We also have to deal with the new global themes: climate change, worldwide migration, food security, scarcity of resources – for example clean water. These problems are hardly solvable through isolated local projects. Therefore we will continue to be active in multilateral development work.
We have to develop operations which include developing countries to make them part of the solution. To this end we are working in an intensive exchange with other countries, with international organisations, NGOs and research.
These challenges will change the face of the SDC. But not everything will change. SDC has been an innovative and creative institution since its founding, that always worked very closely with the affected populations and understood their problems. This basic orientation will also be important in the future.
About 12 million people in Somalia, Kenya, Ethiopia, Djibouti, Sudan and Uganda are suffering from famine.
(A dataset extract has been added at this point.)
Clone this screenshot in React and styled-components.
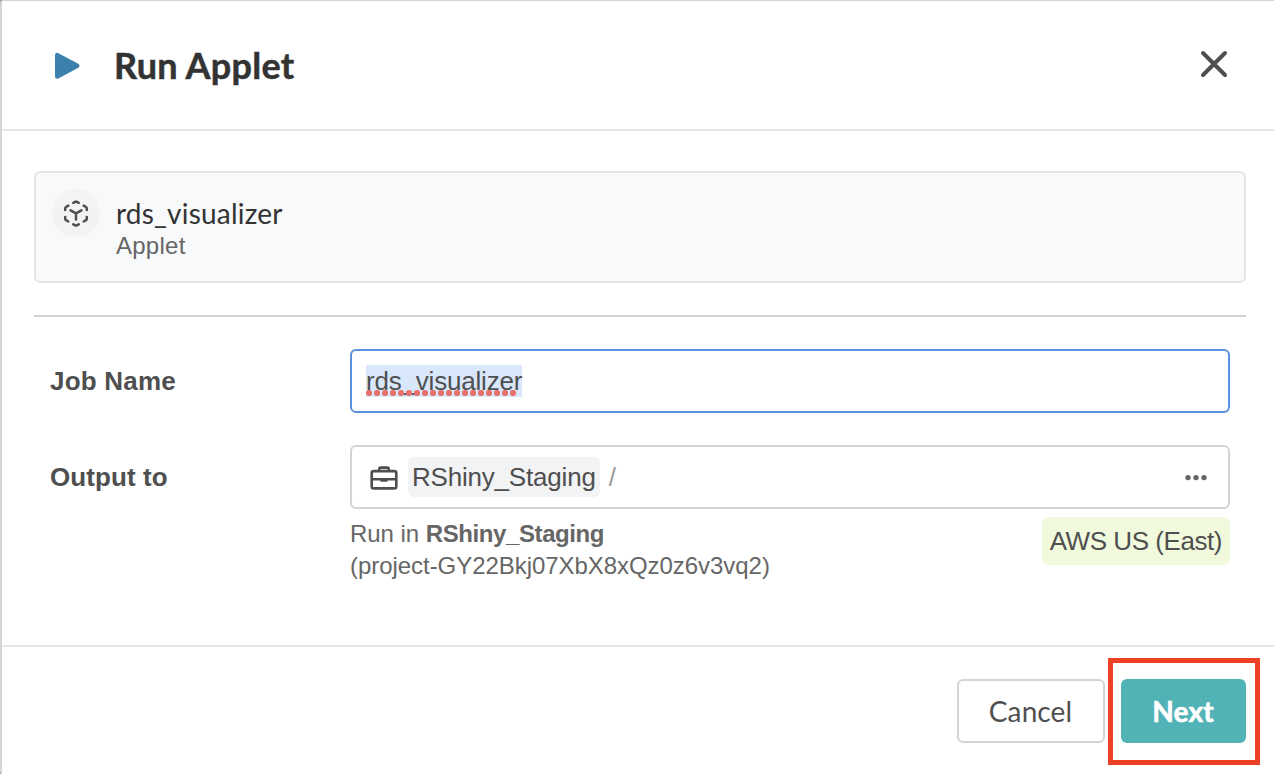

Of these about 2.5 million are children.
In Somalia 3.7 million people are affected by famine, and 1.4 million of the total population of 9.1 million have fled their homes.
Somalia – a so-called failed state – is suffering its worst drought for 60 years, and is also ravaged by armed conflict.
More than 400,000 people are currently living in the camp in Dadaab in Kenya.
Martin Dahinden (born 1955) has been director of SDC since May 2008.
Previously he was head of resources with responsibility for the network of Swiss embassies and consulates, and the former head of the Geneva-based International Centre for Humanitarian Demining.
A business economist, he had a career in the diplomatic service in various roles and locations.